Written exercise:
Only lines with the word "index" are needed; collect each of them from the listing below.

Data lines:
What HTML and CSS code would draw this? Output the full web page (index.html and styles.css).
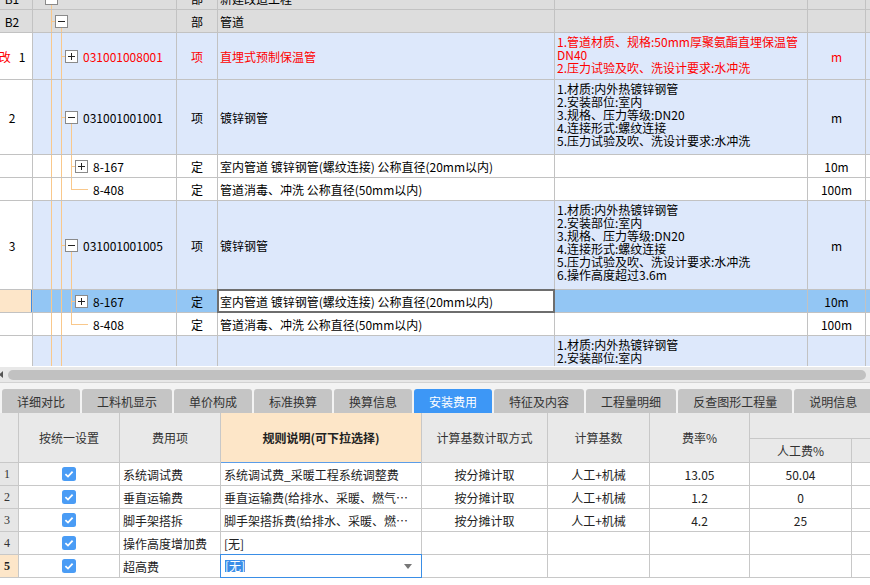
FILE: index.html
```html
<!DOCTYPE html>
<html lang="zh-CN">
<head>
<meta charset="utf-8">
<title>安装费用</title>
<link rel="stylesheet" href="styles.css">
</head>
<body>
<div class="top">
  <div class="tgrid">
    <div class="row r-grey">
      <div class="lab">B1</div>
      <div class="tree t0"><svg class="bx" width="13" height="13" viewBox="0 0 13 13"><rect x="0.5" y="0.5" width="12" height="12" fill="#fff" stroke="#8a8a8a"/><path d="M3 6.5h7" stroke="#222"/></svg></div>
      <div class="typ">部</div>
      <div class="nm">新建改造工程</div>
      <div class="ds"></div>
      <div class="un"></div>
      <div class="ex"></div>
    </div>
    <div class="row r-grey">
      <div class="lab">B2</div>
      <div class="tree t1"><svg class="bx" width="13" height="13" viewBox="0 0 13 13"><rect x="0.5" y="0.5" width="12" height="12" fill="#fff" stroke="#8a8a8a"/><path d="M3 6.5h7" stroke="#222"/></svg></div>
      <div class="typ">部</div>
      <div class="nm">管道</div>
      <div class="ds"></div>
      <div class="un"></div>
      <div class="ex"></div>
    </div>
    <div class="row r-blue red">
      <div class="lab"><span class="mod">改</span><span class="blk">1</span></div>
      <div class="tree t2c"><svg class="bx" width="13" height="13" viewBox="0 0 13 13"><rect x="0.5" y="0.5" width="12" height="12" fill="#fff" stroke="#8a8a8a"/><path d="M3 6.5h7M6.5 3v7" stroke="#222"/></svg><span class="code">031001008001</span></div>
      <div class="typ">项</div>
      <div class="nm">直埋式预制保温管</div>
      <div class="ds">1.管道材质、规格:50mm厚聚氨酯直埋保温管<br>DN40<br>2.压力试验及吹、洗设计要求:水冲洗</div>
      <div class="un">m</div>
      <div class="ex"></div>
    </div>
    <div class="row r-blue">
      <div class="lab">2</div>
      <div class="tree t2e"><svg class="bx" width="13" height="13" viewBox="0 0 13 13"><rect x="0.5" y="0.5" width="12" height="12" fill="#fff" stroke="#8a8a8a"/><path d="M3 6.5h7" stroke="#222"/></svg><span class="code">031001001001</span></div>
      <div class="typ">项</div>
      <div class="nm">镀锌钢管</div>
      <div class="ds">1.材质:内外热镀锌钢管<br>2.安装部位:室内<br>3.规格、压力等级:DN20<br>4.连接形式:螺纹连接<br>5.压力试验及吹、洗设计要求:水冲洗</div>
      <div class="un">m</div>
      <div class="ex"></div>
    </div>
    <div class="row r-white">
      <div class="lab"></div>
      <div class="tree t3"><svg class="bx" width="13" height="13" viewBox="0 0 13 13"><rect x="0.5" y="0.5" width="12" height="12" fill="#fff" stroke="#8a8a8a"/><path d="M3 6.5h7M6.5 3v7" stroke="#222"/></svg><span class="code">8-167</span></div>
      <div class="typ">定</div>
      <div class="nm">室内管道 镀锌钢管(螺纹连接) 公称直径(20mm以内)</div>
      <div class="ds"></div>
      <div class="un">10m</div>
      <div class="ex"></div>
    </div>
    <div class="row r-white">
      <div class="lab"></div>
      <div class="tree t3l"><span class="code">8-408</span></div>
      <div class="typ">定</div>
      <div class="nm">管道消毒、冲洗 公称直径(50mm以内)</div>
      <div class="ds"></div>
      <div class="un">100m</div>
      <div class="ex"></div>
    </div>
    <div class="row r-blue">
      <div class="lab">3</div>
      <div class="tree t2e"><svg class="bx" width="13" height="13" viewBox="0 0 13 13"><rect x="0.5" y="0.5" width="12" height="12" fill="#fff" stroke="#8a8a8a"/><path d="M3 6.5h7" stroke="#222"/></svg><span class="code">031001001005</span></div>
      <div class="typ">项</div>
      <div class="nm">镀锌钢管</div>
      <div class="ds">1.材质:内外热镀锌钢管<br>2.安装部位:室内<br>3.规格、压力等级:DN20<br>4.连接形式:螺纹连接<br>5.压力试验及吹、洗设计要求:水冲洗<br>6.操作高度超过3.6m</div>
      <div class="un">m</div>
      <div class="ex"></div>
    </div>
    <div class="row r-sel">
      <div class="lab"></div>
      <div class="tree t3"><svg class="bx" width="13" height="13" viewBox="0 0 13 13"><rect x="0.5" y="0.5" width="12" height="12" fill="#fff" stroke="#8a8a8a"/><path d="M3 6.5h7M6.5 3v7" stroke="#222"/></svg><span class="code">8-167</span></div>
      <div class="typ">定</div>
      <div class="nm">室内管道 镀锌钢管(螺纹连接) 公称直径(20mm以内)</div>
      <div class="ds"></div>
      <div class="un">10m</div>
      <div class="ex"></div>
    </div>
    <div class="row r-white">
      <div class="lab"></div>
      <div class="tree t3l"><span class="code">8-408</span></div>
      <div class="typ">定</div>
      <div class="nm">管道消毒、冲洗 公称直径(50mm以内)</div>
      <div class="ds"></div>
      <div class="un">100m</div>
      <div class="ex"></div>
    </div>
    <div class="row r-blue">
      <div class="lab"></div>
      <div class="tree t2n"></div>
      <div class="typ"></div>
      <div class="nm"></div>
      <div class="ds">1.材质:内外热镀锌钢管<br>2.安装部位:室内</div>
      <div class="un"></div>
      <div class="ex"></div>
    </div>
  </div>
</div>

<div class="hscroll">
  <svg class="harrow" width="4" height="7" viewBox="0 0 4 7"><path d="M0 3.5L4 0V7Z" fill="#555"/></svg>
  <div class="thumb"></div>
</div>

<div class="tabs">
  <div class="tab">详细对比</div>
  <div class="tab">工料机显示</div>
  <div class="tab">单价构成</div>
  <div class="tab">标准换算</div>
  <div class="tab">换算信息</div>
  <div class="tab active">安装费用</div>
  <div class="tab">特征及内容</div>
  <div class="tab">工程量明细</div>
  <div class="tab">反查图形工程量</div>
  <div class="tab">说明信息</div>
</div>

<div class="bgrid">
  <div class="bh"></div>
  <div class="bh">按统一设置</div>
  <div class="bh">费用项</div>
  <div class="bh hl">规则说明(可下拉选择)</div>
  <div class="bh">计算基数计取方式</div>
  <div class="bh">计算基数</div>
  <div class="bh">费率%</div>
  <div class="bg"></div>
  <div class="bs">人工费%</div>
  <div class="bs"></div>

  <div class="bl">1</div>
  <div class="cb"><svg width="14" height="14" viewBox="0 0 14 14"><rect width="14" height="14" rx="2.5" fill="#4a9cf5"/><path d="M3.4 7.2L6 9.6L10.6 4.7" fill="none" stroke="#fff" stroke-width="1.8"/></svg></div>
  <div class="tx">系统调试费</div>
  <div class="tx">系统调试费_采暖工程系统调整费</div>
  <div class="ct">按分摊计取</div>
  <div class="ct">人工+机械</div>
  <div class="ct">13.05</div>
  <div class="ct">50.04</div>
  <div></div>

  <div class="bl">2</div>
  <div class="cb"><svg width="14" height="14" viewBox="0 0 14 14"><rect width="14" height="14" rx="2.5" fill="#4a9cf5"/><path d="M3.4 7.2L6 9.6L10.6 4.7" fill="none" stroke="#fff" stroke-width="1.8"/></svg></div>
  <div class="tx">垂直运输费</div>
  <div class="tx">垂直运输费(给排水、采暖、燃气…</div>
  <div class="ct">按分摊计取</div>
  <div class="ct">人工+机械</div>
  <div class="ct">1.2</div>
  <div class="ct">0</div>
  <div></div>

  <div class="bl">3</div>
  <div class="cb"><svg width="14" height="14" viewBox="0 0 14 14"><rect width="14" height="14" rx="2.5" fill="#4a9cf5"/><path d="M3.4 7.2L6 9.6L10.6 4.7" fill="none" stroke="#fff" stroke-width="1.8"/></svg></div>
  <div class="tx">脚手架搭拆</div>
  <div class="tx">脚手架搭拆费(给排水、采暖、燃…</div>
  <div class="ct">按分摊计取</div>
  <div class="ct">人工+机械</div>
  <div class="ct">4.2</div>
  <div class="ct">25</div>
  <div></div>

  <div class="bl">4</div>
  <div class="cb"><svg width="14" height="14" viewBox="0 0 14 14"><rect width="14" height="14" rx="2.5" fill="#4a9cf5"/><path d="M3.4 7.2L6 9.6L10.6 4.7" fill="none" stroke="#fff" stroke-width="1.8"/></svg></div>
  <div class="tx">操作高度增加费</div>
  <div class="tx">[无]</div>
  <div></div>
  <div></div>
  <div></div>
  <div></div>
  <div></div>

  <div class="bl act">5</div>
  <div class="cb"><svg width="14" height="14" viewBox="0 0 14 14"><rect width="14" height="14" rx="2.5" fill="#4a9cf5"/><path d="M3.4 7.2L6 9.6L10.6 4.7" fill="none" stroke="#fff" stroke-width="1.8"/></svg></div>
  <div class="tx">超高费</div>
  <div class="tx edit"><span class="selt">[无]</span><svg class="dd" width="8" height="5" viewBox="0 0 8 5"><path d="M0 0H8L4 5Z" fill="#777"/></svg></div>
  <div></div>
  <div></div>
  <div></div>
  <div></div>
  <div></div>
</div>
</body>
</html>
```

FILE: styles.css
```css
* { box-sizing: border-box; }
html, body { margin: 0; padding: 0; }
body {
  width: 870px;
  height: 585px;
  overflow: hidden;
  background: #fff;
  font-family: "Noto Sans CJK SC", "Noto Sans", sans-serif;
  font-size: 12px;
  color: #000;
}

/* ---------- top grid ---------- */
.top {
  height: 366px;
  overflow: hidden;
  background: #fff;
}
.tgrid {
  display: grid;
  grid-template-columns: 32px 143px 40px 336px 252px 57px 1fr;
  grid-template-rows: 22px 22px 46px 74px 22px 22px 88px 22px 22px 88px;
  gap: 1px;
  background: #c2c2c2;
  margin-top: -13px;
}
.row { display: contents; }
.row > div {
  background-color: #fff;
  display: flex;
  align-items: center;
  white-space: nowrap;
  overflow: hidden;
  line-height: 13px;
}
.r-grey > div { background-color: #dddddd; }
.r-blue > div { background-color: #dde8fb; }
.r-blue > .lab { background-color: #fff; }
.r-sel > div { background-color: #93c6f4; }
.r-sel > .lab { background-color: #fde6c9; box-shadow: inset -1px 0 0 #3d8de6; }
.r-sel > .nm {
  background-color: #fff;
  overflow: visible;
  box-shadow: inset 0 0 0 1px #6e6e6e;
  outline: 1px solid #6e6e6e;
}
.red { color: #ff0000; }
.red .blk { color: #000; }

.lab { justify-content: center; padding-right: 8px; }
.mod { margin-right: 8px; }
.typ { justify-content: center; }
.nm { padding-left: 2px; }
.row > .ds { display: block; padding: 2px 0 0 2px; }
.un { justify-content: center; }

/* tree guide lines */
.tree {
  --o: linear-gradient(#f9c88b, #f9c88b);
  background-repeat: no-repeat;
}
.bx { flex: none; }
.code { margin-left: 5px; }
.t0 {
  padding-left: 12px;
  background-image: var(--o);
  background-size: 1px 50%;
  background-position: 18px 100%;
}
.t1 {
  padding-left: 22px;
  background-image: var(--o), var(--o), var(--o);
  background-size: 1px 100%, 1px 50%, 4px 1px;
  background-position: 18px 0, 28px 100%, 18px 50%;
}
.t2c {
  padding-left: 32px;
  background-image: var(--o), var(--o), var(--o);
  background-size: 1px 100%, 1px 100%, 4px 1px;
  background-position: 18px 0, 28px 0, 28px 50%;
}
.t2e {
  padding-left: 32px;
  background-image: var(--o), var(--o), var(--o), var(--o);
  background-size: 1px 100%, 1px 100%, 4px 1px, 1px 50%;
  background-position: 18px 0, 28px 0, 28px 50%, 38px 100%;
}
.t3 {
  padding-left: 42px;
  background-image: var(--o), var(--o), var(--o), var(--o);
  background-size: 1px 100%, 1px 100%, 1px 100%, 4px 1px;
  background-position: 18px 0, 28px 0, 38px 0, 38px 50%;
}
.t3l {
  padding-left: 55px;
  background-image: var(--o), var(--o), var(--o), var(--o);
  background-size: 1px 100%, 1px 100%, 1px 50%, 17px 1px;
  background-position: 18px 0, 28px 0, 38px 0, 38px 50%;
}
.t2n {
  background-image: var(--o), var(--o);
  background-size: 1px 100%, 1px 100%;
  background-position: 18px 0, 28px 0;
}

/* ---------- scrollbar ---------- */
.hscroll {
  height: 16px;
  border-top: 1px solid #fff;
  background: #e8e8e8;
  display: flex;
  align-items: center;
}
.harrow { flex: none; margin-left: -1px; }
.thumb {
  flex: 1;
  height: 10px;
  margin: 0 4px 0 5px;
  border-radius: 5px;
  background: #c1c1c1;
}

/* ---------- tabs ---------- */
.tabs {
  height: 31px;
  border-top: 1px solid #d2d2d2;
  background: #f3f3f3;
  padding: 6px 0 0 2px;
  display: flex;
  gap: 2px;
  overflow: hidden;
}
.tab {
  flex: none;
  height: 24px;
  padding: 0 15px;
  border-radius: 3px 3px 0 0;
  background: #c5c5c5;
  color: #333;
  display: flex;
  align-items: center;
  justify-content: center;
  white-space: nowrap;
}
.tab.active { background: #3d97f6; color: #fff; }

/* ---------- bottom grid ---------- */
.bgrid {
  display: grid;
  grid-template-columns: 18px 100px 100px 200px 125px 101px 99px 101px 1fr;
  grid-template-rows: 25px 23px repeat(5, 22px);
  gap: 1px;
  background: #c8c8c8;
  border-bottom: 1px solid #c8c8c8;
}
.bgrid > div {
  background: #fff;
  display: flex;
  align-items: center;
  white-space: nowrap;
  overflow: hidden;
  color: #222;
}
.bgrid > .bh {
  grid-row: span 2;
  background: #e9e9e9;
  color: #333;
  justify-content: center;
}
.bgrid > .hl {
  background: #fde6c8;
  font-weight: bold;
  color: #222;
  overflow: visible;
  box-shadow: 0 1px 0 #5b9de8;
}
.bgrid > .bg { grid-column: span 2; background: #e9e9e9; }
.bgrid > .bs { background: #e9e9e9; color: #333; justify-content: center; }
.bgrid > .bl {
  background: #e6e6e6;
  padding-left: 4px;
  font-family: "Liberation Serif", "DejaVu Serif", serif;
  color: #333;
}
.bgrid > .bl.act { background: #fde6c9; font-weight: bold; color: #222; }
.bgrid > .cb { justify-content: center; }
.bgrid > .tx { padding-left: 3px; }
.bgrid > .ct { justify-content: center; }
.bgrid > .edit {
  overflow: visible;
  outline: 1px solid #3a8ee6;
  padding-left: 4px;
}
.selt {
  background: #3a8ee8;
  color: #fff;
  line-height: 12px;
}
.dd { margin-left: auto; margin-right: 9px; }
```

Reply:
What HTML and CSS code would draw this? Output the full web page (index.html and styles.css).
FILE: index.html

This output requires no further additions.